▶ [SOURCE DATA]
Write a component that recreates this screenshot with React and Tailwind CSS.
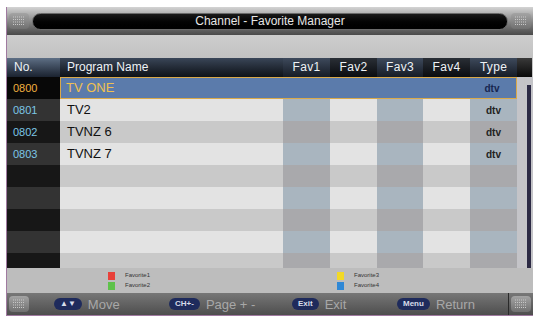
import React from "react";

const rows = [
  { no: "0800", name: "TV ONE", type: "dtv" },
  { no: "0801", name: "TV2", type: "dtv" },
  { no: "0802", name: "TVNZ 6", type: "dtv" },
  { no: "0803", name: "TVNZ 7", type: "dtv" },
  {}, {}, {}, {}, {},
];

const favCols = [
  { w: "w-[47px]", tint: true },
  { w: "w-[47px]", tint: false },
  { w: "w-[46px]", tint: true },
  { w: "w-[47px]", tint: false },
];

function CornerGrid() {
  return (
    <div className="w-[20px] h-[16px] rounded-sm bg-gradient-to-b from-[#a4a4a4] to-[#707070] flex items-center justify-center">
      <svg width="14" height="10" viewBox="0 0 14 10">
        {[1, 3.5, 6, 8.5].map((y) => (
          <line key={y} x1="1" x2="13" y1={y} y2={y} stroke="#c8c8c8" strokeWidth="1" strokeDasharray="1 1" />
        ))}
      </svg>
    </div>
  );
}

function Key({ label, text }) {
  return (
    <div className="flex items-center gap-[6px]">
      <span className="h-[12px] px-[6px] rounded-full bg-[#1f2b5c] text-[#d8dcea] text-[8px] leading-[12px] font-bold">
        {label}
      </span>
      <span className="text-[13px] text-[#a8a8a8] leading-none">{text}</span>
    </div>
  );
}

function Row({ r, i }) {
  const sel = i === 0;
  const light = i % 2 === 1;
  const noBg = sel ? "bg-[#080808]" : light ? "bg-[#333333]" : "bg-[#171717]";
  const base = light ? "bg-[#e3e3e3]" : "bg-[#c9c9c9]";
  const tint = light ? "bg-[#a9b5bf]" : "bg-[#a9a9ac]";
  return (
    <div className="flex h-[22px] shrink-0">
      <div className={`w-[53px] ${noBg} flex items-center pl-[6px] text-[11px] ${sel ? "text-[#f0b040]" : "text-[#7cc6e6]"}`}>
        {r.no}
      </div>
      {sel ? (
        <div className="w-[457px] bg-[#5b7bab] border-[1.5px] border-[#d9a94a] flex items-center">
          <div className="w-[221px] pl-[5px] text-[13px] text-[#f0c050]">{r.name}</div>
          <div className="w-[187px]" />
          <div className="w-[46px] text-center text-[10px] font-bold text-[#172650]">{r.type}</div>
        </div>
      ) : (
        <>
          <div className={`w-[223px] ${base} flex items-center pl-[7px] text-[13px] text-[#111]`}>{r.name}</div>
          {favCols.map((c, k) => (
            <div key={k} className={`${c.w} ${c.tint ? tint : base}`} />
          ))}
          <div className={`w-[47px] ${tint} flex items-center justify-center text-[10px] font-bold text-[#222]`}>
            {r.type}
          </div>
        </>
      )}
      <div className="w-[7px] bg-[#c4c4c8]" />
    </div>
  );
}

export default function App() {
  return (
    <div className="w-[539px] h-[320px] bg-white pt-[7px] pl-[6px] overflow-hidden" style={{ fontFamily: '"Liberation Sans", Arial, sans-serif' }}>
      <div className="w-[527px] h-[309px] border-l border-b border-[#a07aa0] flex flex-col bg-[#c4c4c4]">
        {/* title bar */}
        <div className="h-[28px] shrink-0 bg-gradient-to-b from-[#d4d4d4] via-[#8a8a8a] to-[#4a4a4a] flex items-center px-[2px] gap-[3px]">
          <CornerGrid />
          <div className="flex-1 h-[17px] rounded-full bg-gradient-to-b from-[#1a1a1a] to-[#000] border border-[#6a6a6a] flex items-center justify-center text-[12px] text-[#e6e6e6]">
            Channel - Favorite Manager
          </div>
          <CornerGrid />
        </div>
        <div className="h-[23px] shrink-0 bg-gradient-to-b from-[#cdcdcd] to-[#c2c2c2]" />
        {/* header */}
        <div className="flex h-[19px] shrink-0 text-[12px] text-[#eef2f6] leading-[19px]">
          <div className="w-[53px] pl-[7px] bg-gradient-to-b from-[#5e6f85] to-[#1b2330]">No.</div>
          <div className="w-[223px] pl-[7px] bg-gradient-to-b from-[#3a4658] to-[#0e1218]">Program Name</div>
          <div className="w-[47px] text-center bg-gradient-to-b from-[#3e4a5c] to-[#161c26] tracking-wide">Fav1</div>
          <div className="w-[47px] text-center bg-gradient-to-b from-[#2a2f36] to-[#0a0c10] tracking-wide">Fav2</div>
          <div className="w-[46px] text-center bg-gradient-to-b from-[#3e4a5c] to-[#161c26] tracking-wide">Fav3</div>
          <div className="w-[47px] text-center bg-gradient-to-b from-[#2a2f36] to-[#0a0c10] tracking-wide">Fav4</div>
          <div className="w-[47px] text-center bg-gradient-to-b from-[#3e4a5c] to-[#161c26] tracking-wide">Type</div>
          <div className="w-[15px] bg-gradient-to-b from-[#3a3a3a] to-[#0a0a0a]" />
        </div>
        {/* list */}
        <div className="relative h-[191px] shrink-0 overflow-hidden flex flex-col">
          {rows.map((r, i) => (
            <Row key={i} r={r} i={i} />
          ))}
          <div className="absolute right-0 top-0 w-[8px] h-full bg-[#c4c4c8] flex justify-center pt-[8px]">
            <div className="w-[4px] h-full bg-[#2c2a44]" />
          </div>
        </div>
        {/* legend */}
        <div className="h-[25px] shrink-0 bg-[#bdbdbd] flex text-[6px] text-[#333]">
          <div className="w-[330px] flex flex-col justify-center gap-[1px] pl-[101px]">
            <div className="flex items-center gap-[10px]"><span className="w-[7px] h-[8px] bg-[#e8413a]" />Favorite1</div>
            <div className="flex items-center gap-[10px]"><span className="w-[7px] h-[8px] bg-[#5ec24a]" />Favorite2</div>
          </div>
          <div className="flex flex-col justify-center gap-[1px]">
            <div className="flex items-center gap-[10px]"><span className="w-[7px] h-[8px] bg-[#f2d926]" />Favorite3</div>
            <div className="flex items-center gap-[10px]"><span className="w-[7px] h-[8px] bg-[#2f88d6]" />Favorite4</div>
          </div>
        </div>
        {/* footer */}
        <div className="flex-1 bg-gradient-to-b from-[#777777] to-[#4e4e4e] flex items-center px-[2px]">
          <CornerGrid />
          <div className="flex-1 flex items-center pl-[25px]">
            <div className="w-[115px]"><Key label="▲▼" text="Move" /></div>
            <div className="w-[123px]"><Key label="CH+-" text="Page + -" /></div>
            <div className="w-[105px]"><Key label="Exit" text="Exit" /></div>
            <div><Key label="Menu" text="Return" /></div>
          </div>
          <div className="w-px h-full bg-[#2a2a2a] mr-[2px]" />
          <CornerGrid />
        </div>
      </div>
    </div>
  );
}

▶ [SET EXERCISE] Skip the pictures, then retype every line above exactly.

▶ [OUTPUT OF THE TASK]
Write a component that recreates this screenshot with React and Tailwind CSS.
import React from "react";

const rows = [
  { no: "0800", name: "TV ONE", type: "dtv" },
  { no: "0801", name: "TV2", type: "dtv" },
  { no: "0802", name: "TVNZ 6", type: "dtv" },
  { no: "0803", name: "TVNZ 7", type: "dtv" },
  {}, {}, {}, {}, {},
];

const favCols = [
  { w: "w-[47px]", tint: true },
  { w: "w-[47px]", tint: false },
  { w: "w-[46px]", tint: true },
  { w: "w-[47px]", tint: false },
];

function CornerGrid() {
  return (
    <div className="w-[20px] h-[16px] rounded-sm bg-gradient-to-b from-[#a4a4a4] to-[#707070] flex items-center justify-center">
      <svg width="14" height="10" viewBox="0 0 14 10">
        {[1, 3.5, 6, 8.5].map((y) => (
          <line key={y} x1="1" x2="13" y1={y} y2={y} stroke="#c8c8c8" strokeWidth="1" strokeDasharray="1 1" />
        ))}
      </svg>
    </div>
  );
}

function Key({ label, text }) {
  return (
    <div className="flex items-center gap-[6px]">
      <span className="h-[12px] px-[6px] rounded-full bg-[#1f2b5c] text-[#d8dcea] text-[8px] leading-[12px] font-bold">
        {label}
      </span>
      <span className="text-[13px] text-[#a8a8a8] leading-none">{text}</span>
    </div>
  );
}

function Row({ r, i }) {
  const sel = i === 0;
  const light = i % 2 === 1;
  const noBg = sel ? "bg-[#080808]" : light ? "bg-[#333333]" : "bg-[#171717]";
  const base = light ? "bg-[#e3e3e3]" : "bg-[#c9c9c9]";
  const tint = light ? "bg-[#a9b5bf]" : "bg-[#a9a9ac]";
  return (
    <div className="flex h-[22px] shrink-0">
      <div className={`w-[53px] ${noBg} flex items-center pl-[6px] text-[11px] ${sel ? "text-[#f0b040]" : "text-[#7cc6e6]"}`}>
        {r.no}
      </div>
      {sel ? (
        <div className="w-[457px] bg-[#5b7bab] border-[1.5px] border-[#d9a94a] flex items-center">
          <div className="w-[221px] pl-[5px] text-[13px] text-[#f0c050]">{r.name}</div>
          <div className="w-[187px]" />
          <div className="w-[46px] text-center text-[10px] font-bold text-[#172650]">{r.type}</div>
        </div>
      ) : (
        <>
          <div className={`w-[223px] ${base} flex items-center pl-[7px] text-[13px] text-[#111]`}>{r.name}</div>
          {favCols.map((c, k) => (
            <div key={k} className={`${c.w} ${c.tint ? tint : base}`} />
          ))}
          <div className={`w-[47px] ${tint} flex items-center justify-center text-[10px] font-bold text-[#222]`}>
            {r.type}
          </div>
        </>
      )}
      <div className="w-[7px] bg-[#c4c4c8]" />
    </div>
  );
}

export default function App() {
  return (
    <div className="w-[539px] h-[320px] bg-white pt-[7px] pl-[6px] overflow-hidden" style={{ fontFamily: '"Liberation Sans", Arial, sans-serif' }}>
      <div className="w-[527px] h-[309px] border-l border-b border-[#a07aa0] flex flex-col bg-[#c4c4c4]">
        {/* title bar */}
        <div className="h-[28px] shrink-0 bg-gradient-to-b from-[#d4d4d4] via-[#8a8a8a] to-[#4a4a4a] flex items-center px-[2px] gap-[3px]">
          <CornerGrid />
          <div className="flex-1 h-[17px] rounded-full bg-gradient-to-b from-[#1a1a1a] to-[#000] border border-[#6a6a6a] flex items-center justify-center text-[12px] text-[#e6e6e6]">
            Channel - Favorite Manager
          </div>
          <CornerGrid />
        </div>
        <div className="h-[23px] shrink-0 bg-gradient-to-b from-[#cdcdcd] to-[#c2c2c2]" />
        {/* header */}
        <div className="flex h-[19px] shrink-0 text-[12px] text-[#eef2f6] leading-[19px]">
          <div className="w-[53px] pl-[7px] bg-gradient-to-b from-[#5e6f85] to-[#1b2330]">No.</div>
          <div className="w-[223px] pl-[7px] bg-gradient-to-b from-[#3a4658] to-[#0e1218]">Program Name</div>
          <div className="w-[47px] text-center bg-gradient-to-b from-[#3e4a5c] to-[#161c26] tracking-wide">Fav1</div>
          <div className="w-[47px] text-center bg-gradient-to-b from-[#2a2f36] to-[#0a0c10] tracking-wide">Fav2</div>
          <div className="w-[46px] text-center bg-gradient-to-b from-[#3e4a5c] to-[#161c26] tracking-wide">Fav3</div>
          <div className="w-[47px] text-center bg-gradient-to-b from-[#2a2f36] to-[#0a0c10] tracking-wide">Fav4</div>
          <div className="w-[47px] text-center bg-gradient-to-b from-[#3e4a5c] to-[#161c26] tracking-wide">Type</div>
          <div className="w-[15px] bg-gradient-to-b from-[#3a3a3a] to-[#0a0a0a]" />
        </div>
        {/* list */}
        <div className="relative h-[191px] shrink-0 overflow-hidden flex flex-col">
          {rows.map((r, i) => (
            <Row key={i} r={r} i={i} />
          ))}
          <div className="absolute right-0 top-0 w-[8px] h-full bg-[#c4c4c8] flex justify-center pt-[8px]">
            <div className="w-[4px] h-full bg-[#2c2a44]" />
          </div>
        </div>
        {/* legend */}
        <div className="h-[25px] shrink-0 bg-[#bdbdbd] flex text-[6px] text-[#333]">
          <div className="w-[330px] flex flex-col justify-center gap-[1px] pl-[101px]">
            <div className="flex items-center gap-[10px]"><span className="w-[7px] h-[8px] bg-[#e8413a]" />Favorite1</div>
            <div className="flex items-center gap-[10px]"><span className="w-[7px] h-[8px] bg-[#5ec24a]" />Favorite2</div>
          </div>
          <div className="flex flex-col justify-center gap-[1px]">
            <div className="flex items-center gap-[10px]"><span className="w-[7px] h-[8px] bg-[#f2d926]" />Favorite3</div>
            <div className="flex items-center gap-[10px]"><span className="w-[7px] h-[8px] bg-[#2f88d6]" />Favorite4</div>
          </div>
        </div>
        {/* footer */}
        <div className="flex-1 bg-gradient-to-b from-[#777777] to-[#4e4e4e] flex items-center px-[2px]">
          <CornerGrid />
          <div className="flex-1 flex items-center pl-[25px]">
            <div className="w-[115px]"><Key label="▲▼" text="Move" /></div>
            <div className="w-[123px]"><Key label="CH+-" text="Page + -" /></div>
            <div className="w-[105px]"><Key label="Exit" text="Exit" /></div>
            <div><Key label="Menu" text="Return" /></div>
          </div>
          <div className="w-px h-full bg-[#2a2a2a] mr-[2px]" />
          <CornerGrid />
        </div>
      </div>
    </div>
  );
}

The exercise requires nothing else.